Bem. O prédio que caiu – aquele que saiu em todos os jornais – foi feito depois de 2005. Os prédios interditados? Depois de 2005. Mas pode ser só coincidência, claro. E também há outros fatores.

Em Santiago, a zona mais afetada foi a norponiente. Essa parte fica já na saída da cidade e, se tivesse que comparar, poderia dizer que é uma espécie de Alphaville comercial. Nesse setor existem algumas residências de alto-padrão (poucas, na verdade) e um centro empresarial, onde, além de prédios de escritório, há centros de convenções, hotéis, shopping.

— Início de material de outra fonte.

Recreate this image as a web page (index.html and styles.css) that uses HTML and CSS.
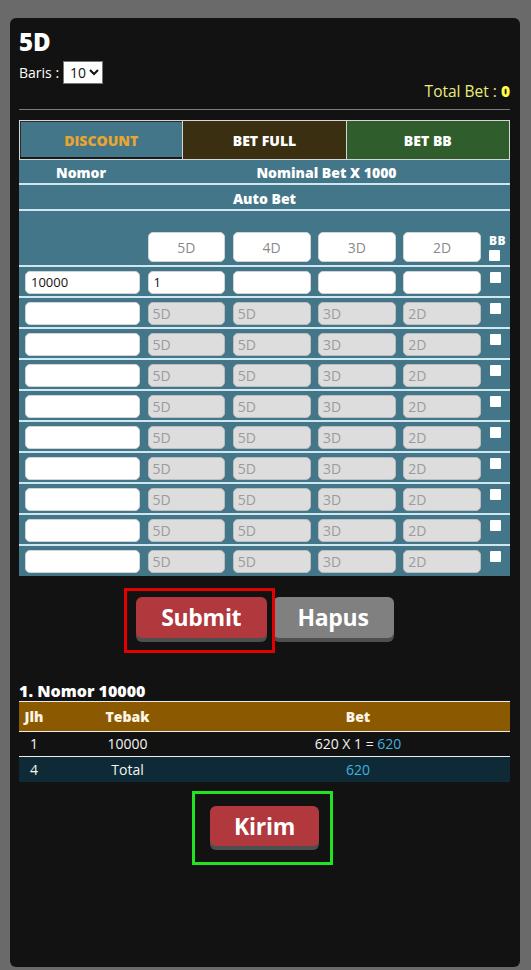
FILE: index.html
```html
<!DOCTYPE html>
<html>
<head>
<meta charset="utf-8">
<link rel="stylesheet" href="styles.css">
</head>
<body>
<div class="card">
  <h2 class="title">5D</h2>
  <div class="baris"><span>Baris :</span><select class="sel"><option>10</option></select></div>
  <div class="total">Total Bet : <b>0</b></div>
  <hr class="rule">

  <div class="bet-table">
    <div class="tabs">
      <div class="tab tab-disc">DISCOUNT</div>
      <div class="tab tab-full">BET FULL</div>
      <div class="tab tab-bb">BET BB</div>
    </div>
    <div class="head-row"><div>Nomor</div><div>Nominal Bet X 1000</div></div>
    <div class="auto-title">Auto Bet</div>

    <div class="grid-row auto-row">
      <div class="cell cell-nomor"></div>
      <div class="cell"><input class="in in-auto" placeholder="5D"></div>
      <div class="cell"><input class="in in-auto" placeholder="4D"></div>
      <div class="cell"><input class="in in-auto" placeholder="3D"></div>
      <div class="cell"><input class="in in-auto" placeholder="2D"></div>
      <div class="cell cell-bb bb-head"><span class="bb-label">BB</span><input type="checkbox" class="chk"></div>
    </div>

    <div class="grid-row data-row">
      <div class="cell cell-nomor"><input class="in" value="10000"></div>
      <div class="cell"><input class="in" value="1"></div>
      <div class="cell"><input class="in"></div>
      <div class="cell"><input class="in"></div>
      <div class="cell"><input class="in"></div>
      <div class="cell cell-bb"><input type="checkbox" class="chk"></div>
    </div>
    <div class="grid-row data-row">
      <div class="cell cell-nomor"><input class="in"></div>
      <div class="cell"><input class="in in-dis" placeholder="5D"></div>
      <div class="cell"><input class="in in-dis" placeholder="5D"></div>
      <div class="cell"><input class="in in-dis" placeholder="3D"></div>
      <div class="cell"><input class="in in-dis" placeholder="2D"></div>
      <div class="cell cell-bb"><input type="checkbox" class="chk"></div>
    </div>
    <div class="grid-row data-row">
      <div class="cell cell-nomor"><input class="in"></div>
      <div class="cell"><input class="in in-dis" placeholder="5D"></div>
      <div class="cell"><input class="in in-dis" placeholder="5D"></div>
      <div class="cell"><input class="in in-dis" placeholder="3D"></div>
      <div class="cell"><input class="in in-dis" placeholder="2D"></div>
      <div class="cell cell-bb"><input type="checkbox" class="chk"></div>
    </div>
    <div class="grid-row data-row">
      <div class="cell cell-nomor"><input class="in"></div>
      <div class="cell"><input class="in in-dis" placeholder="5D"></div>
      <div class="cell"><input class="in in-dis" placeholder="5D"></div>
      <div class="cell"><input class="in in-dis" placeholder="3D"></div>
      <div class="cell"><input class="in in-dis" placeholder="2D"></div>
      <div class="cell cell-bb"><input type="checkbox" class="chk"></div>
    </div>
    <div class="grid-row data-row">
      <div class="cell cell-nomor"><input class="in"></div>
      <div class="cell"><input class="in in-dis" placeholder="5D"></div>
      <div class="cell"><input class="in in-dis" placeholder="5D"></div>
      <div class="cell"><input class="in in-dis" placeholder="3D"></div>
      <div class="cell"><input class="in in-dis" placeholder="2D"></div>
      <div class="cell cell-bb"><input type="checkbox" class="chk"></div>
    </div>
    <div class="grid-row data-row">
      <div class="cell cell-nomor"><input class="in"></div>
      <div class="cell"><input class="in in-dis" placeholder="5D"></div>
      <div class="cell"><input class="in in-dis" placeholder="5D"></div>
      <div class="cell"><input class="in in-dis" placeholder="3D"></div>
      <div class="cell"><input class="in in-dis" placeholder="2D"></div>
      <div class="cell cell-bb"><input type="checkbox" class="chk"></div>
    </div>
    <div class="grid-row data-row">
      <div class="cell cell-nomor"><input class="in"></div>
      <div class="cell"><input class="in in-dis" placeholder="5D"></div>
      <div class="cell"><input class="in in-dis" placeholder="5D"></div>
      <div class="cell"><input class="in in-dis" placeholder="3D"></div>
      <div class="cell"><input class="in in-dis" placeholder="2D"></div>
      <div class="cell cell-bb"><input type="checkbox" class="chk"></div>
    </div>
    <div class="grid-row data-row">
      <div class="cell cell-nomor"><input class="in"></div>
      <div class="cell"><input class="in in-dis" placeholder="5D"></div>
      <div class="cell"><input class="in in-dis" placeholder="5D"></div>
      <div class="cell"><input class="in in-dis" placeholder="3D"></div>
      <div class="cell"><input class="in in-dis" placeholder="2D"></div>
      <div class="cell cell-bb"><input type="checkbox" class="chk"></div>
    </div>
    <div class="grid-row data-row">
      <div class="cell cell-nomor"><input class="in"></div>
      <div class="cell"><input class="in in-dis" placeholder="5D"></div>
      <div class="cell"><input class="in in-dis" placeholder="5D"></div>
      <div class="cell"><input class="in in-dis" placeholder="3D"></div>
      <div class="cell"><input class="in in-dis" placeholder="2D"></div>
      <div class="cell cell-bb"><input type="checkbox" class="chk"></div>
    </div>
    <div class="grid-row data-row last-row">
      <div class="cell cell-nomor"><input class="in"></div>
      <div class="cell"><input class="in in-dis" placeholder="5D"></div>
      <div class="cell"><input class="in in-dis" placeholder="5D"></div>
      <div class="cell"><input class="in in-dis" placeholder="3D"></div>
      <div class="cell"><input class="in in-dis" placeholder="2D"></div>
      <div class="cell cell-bb"><input type="checkbox" class="chk"></div>
    </div>
  </div>

  <div class="actions">
    <span class="submit-wrap"><button class="btn btn-submit">Submit</button></span>
    <button class="btn btn-hapus">Hapus</button>
  </div>

  <div class="sect-title">1. Nomor 10000</div>
  <table class="result">
    <colgroup><col class="c-jlh"><col class="c-tebak"><col></colgroup>
    <thead>
      <tr><th>Jlh</th><th>Tebak</th><th>Bet</th></tr>
    </thead>
    <tbody>
      <tr class="r-item"><td>1</td><td>10000</td><td>620 X 1 = <span class="blue">620</span></td></tr>
      <tr class="r-total"><td>4</td><td>Total</td><td><span class="blue">620</span></td></tr>
    </tbody>
  </table>

  <div class="kirim-row">
    <div class="kirim-box"><button class="btn btn-kirim">Kirim</button></div>
  </div>
</div>
</body>
</html>
```

FILE: styles.css
```css
html, body {
  margin: 0;
  padding: 0;
  background: #6a6a6a;
  font-family: "Open Sans", "Liberation Sans", sans-serif;
}

.card {
  margin: 18px 0 0 10px;
  width: 510px;
  height: 949px;
  box-sizing: border-box;
  padding: 10px 10px 0 9px;
  background: #121212;
  border-radius: 6px;
  color: #fff;
}

.title {
  margin: 0;
  font-size: 24px;
  line-height: 28px;
  font-weight: 800;
}

.baris {
  margin-top: 4px;
  height: 24px;
  display: flex;
  align-items: center;
  gap: 4px;
  font-size: 14px;
}

.sel {
  height: 23px;
  width: 40px;
  font-size: 14px;
  font-family: "Open Sans", sans-serif;
  padding: 0 0 0 2px;
  background: #fff;
  color: #111;
}

.total {
  margin-top: -3px;
  text-align: right;
  font-size: 15.5px;
  line-height: 20px;
  color: #ecec7a;
}

.total b {
  color: #ffff4a;
  font-weight: 800;
}

.rule {
  margin: 8px 0 10px;
  border: 0;
  border-top: 1px solid #7a7a7a;
  height: 0;
}

.bet-table {
  background: #437689;
}

.tabs {
  display: grid;
  grid-template-columns: 1fr 1fr 1fr;
  gap: 1px;
  padding: 1px;
  height: 40px;
  box-sizing: border-box;
  background: #d6d6d6;
}

.tab {
  display: flex;
  align-items: center;
  justify-content: center;
  font-size: 14px;
  font-weight: 800;
  color: #fff;
}

.tab-disc {
  background: #437689;
  color: #e8a530;
  box-shadow: inset 0 -2px 0 #1a1a1a, inset 1px 1px 0 #2a2a2a;
}

.tab-full {
  background: #3b2f12;
}

.tab-bb {
  background: #2f5e2c;
}

.head-row {
  display: grid;
  grid-template-columns: 124px 1fr;
  height: 20px;
  padding-top: 3px;
  line-height: 20px;
  font-size: 14px;
  font-weight: 800;
  text-align: center;
  border-bottom: 2px solid #cfe7ef;
}

.auto-title {
  height: 20px;
  padding-top: 4px;
  line-height: 20px;
  font-size: 14px;
  font-weight: 800;
  text-align: center;
  border-bottom: 2px solid #cfe7ef;
}

.grid-row {
  display: grid;
  grid-template-columns: 124px repeat(4, 85.25px) 1fr;
  box-sizing: border-box;
  border-bottom: 2px solid #cfe7ef;
}

.auto-row {
  height: 56px;
  align-items: end;
  padding-bottom: 3px;
}

.data-row {
  height: 31px;
  align-items: start;
  padding-top: 3.5px;
}

.last-row {
  height: 30px;
  border-bottom: 0;
}

.cell {
  padding: 0 3px 0 4.5px;
  min-width: 0;
}

.cell-nomor {
  padding-left: 6px;
}

.cell-bb {
  padding: 1.5px 0 0 5.5px;
}

.bb-head {
  display: flex;
  flex-direction: column;
  align-items: flex-start;
  padding: 0 0 1px 5px;
}

.bb-label {
  font-size: 12px;
  font-weight: 800;
  line-height: 14px;
  letter-spacing: 0.5px;
  margin-bottom: 2.5px;
}

.in {
  display: block;
  width: 100%;
  box-sizing: border-box;
  height: 23px;
  margin: 0;
  padding: 0 5px;
  border: 1px solid #d4d4d4;
  border-radius: 5px;
  background: #fff;
  font-family: "Open Sans", sans-serif;
  font-size: 13px;
  color: #111;
  outline: none;
}

.in-auto {
  height: 30px;
  text-align: center;
  font-size: 14px;
}

.in-auto::placeholder {
  color: #8a8a8a;
}

.in-dis {
  background: #dddddd;
  border-color: #bdbdbd;
  font-size: 14px;
  padding-left: 4px;
}

.in-dis::placeholder {
  color: #9b9b9b;
}

.chk {
  appearance: none;
  -webkit-appearance: none;
  display: block;
  width: 11px;
  height: 11px;
  margin: 0;
  border: 0;
  border-radius: 1px;
  background: #fff;
}

.actions {
  margin-top: 21px;
  display: flex;
  justify-content: center;
  gap: 5.5px;
  height: 41px;
}

.submit-wrap {
  position: relative;
  display: block;
}

.submit-wrap::after {
  content: "";
  position: absolute;
  top: -9px;
  left: -11.5px;
  right: -8px;
  bottom: -15px;
  border: 3px solid #e30000;
  pointer-events: none;
}

.btn {
  display: block;
  border: 0;
  border-radius: 6px;
  padding: 0;
  color: #fff;
  font-family: "Open Sans", sans-serif;
  font-weight: 700;
  font-size: 23px;
  line-height: 41px;
  height: 41px;
  letter-spacing: -0.3px;
  box-shadow: 0 4px 0 #4f4f4f;
}

.btn-submit {
  width: 131.5px;
  background: #b1383d;
}

.btn-hapus {
  width: 121px;
  background: #808080;
}

.sect-title {
  margin-top: 43px;
  font-size: 16px;
  line-height: 20px;
  font-weight: 800;
}

.result {
  width: 100%;
  table-layout: fixed;
  border-collapse: separate;
  border-spacing: 0;
  font-size: 14px;
  color: #f4f4f4;
}

.c-jlh {
  width: 30px;
}

.c-tebak {
  width: 157px;
}

.result th {
  background: #8b5a00;
  font-weight: 800;
  line-height: 29px;
  padding: 0;
  border-top: 1px solid #ececec;
  border-bottom: 1px solid #ececec;
  text-align: center;
  color: #fff5e6;
}

.result td {
  padding: 0;
  text-align: center;
}

.r-item td {
  line-height: 24px;
  border-bottom: 1px solid #ececec;
}

.r-total td {
  line-height: 25px;
  background: #0e2a36;
}

.blue {
  color: #3db3df;
}

.kirim-row {
  margin-top: 9px;
  display: flex;
  justify-content: center;
}

.kirim-box {
  border: 3px solid #22e322;
  padding: 12px 11px 16px 15px;
  margin-right: 4px;
}

.btn-kirim {
  width: 109px;
  height: 40px;
  line-height: 40px;
  background: #b1383d;
}
```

Ali fica o prédio da NEC, onde o Carlos trabalhou e onde diversos amigos dele ainda trabalham. Ali, a casa caiu. A galera da NEC está trabalhando em sistema home office enquanto a NEC busca um lugar para se mudar. Simplesmente, uma VIGA caiu na sala do gerente geral. Fosse no Brasil, iam dizer que era macumba, olho gordo, mas aqui não tem muito disso. O hotel Radisson está interditado e parece que vai ser demolido. O shopping que ficava ali despencou inteiro.

Deve ter gente indo a pé até Aparecida para agradecer que o terremoto foi sábado 3:30 da madrugada e não 3:30 da tarde.

Aliás, foi nessa região que uma estrada despencou também.

Curiosamente, nenhum jornal daqui noticia qualquer desses desastres (fora o caso da estrada). Ficamos sabendo pelo povo da NEC.

Aparentemente, o terreno ali é mais instável, mas até aí, depois que uma VIGA cai em cima da sua mesa, quem é que quer saber.

Outra história que ninguém divulga seriam a dos supostos saqueadores que apareceram mortos na pracinha de uma das cidades mais atingidas no sul. Ninguém sabe quem foi, nem quer muito saber. Do jeito que a história apareceu também sumiu a tal ponto, que eu nem sei se é verdade ou boato.

Já em casa, está tudo tranqüilo.

Quando chegamos, minha cunhada e minha sogra já tinham dado uma mega arrumada na casa deixando pouquíssima zona para nós. Sei que os livros (todos) caíram das estantes, os porta-retratos voaram e a cama foi quase parar no banheiro. Na cozinha, muitos copos e as xicrinhas de café quebraram, o macarrão pulou de dentro do armário (sei porque estava colocado em lugar diferente do que eu costumo guardar) e algumas outras coisas balançaram,mas já estava tudo arreglado quando chegamos. Só o armário estava do jeito que o tremor deixou.

Em casa temos um closet de modo que o armário, propriamente dito, não tem porta (só a porta que separa o closet do quarto). Quando eu cheguei, a porta mal abria. A caixa de moedas do Carlos tinha voado e espalhado moedinhas para todos os lados. As roupas estavam todas espalhadas já que as prateleiras deslizaram pelo trilho e caíram. Pelo chão havia parafusos e casinhas do Banco Imobiliário. O secador de cabelo estava dentro do cesto de roupa suja. Só as roupas dos cabides resistiram.

No fim, até que foi bom. Fiz uma faxina daquelas de tirar pó de dentro das gavetas e ficou um brinco.

Mas o mais incrível foi o centro de entretenimento: o computador com 3 teras de informação. Embora o bichinho tenha caído de cabeça – a ponto de abrir um buraquinho no chão – ele sobreviveu (e as informações também). Computador Highlander é outra coisa. Agora ele vai morar no chão mesmo.


No mais, ficaram umas rachaduras pela casa. Elas aparecem exatamente no limite entre o concreto da estrutura e a parede mole (ou sei lá como se chama isso) e não afetam a estabilidade do prédio.


No fim das contas, o que mais matou e destruiu foi mesmo a tsunami.

Tá uma discussão doida, pois houve muita falha de comunicação. Ninguém avisou da tsumani, não tinha plano de fuga bem feito, nenhuma preparação. Daí ficou a merda mesmo.

Você vê uma série de histórias de gente que poderia ter se salvado, mas ficou lá, sem fazer nada, até a onda invadir e levar tudo. Tem história de tudo quanto é jeito.

A pior é da menina que avisou a família que estava acampando na praia e ninguém deu bola para a coitada. Ela subiu numa árvore e a família inteira morreu.

Tem também a pequena heroína de Juan Fernández (a ilha onde ficou o Robson Crusoé) que sozinha correu pela noite e tocou uma sineta avisando as pessoas do tsunami.

O que ouço muito dizer é que mais que perdas materiais o tremor afetou o orgulho já que o país não estaria tão preparado para o tremor quanto pensava.

O pior é que eu estava escrevendo e assistindo a posse do Piñera e começou a tremer de novo. Vou fazer outro post.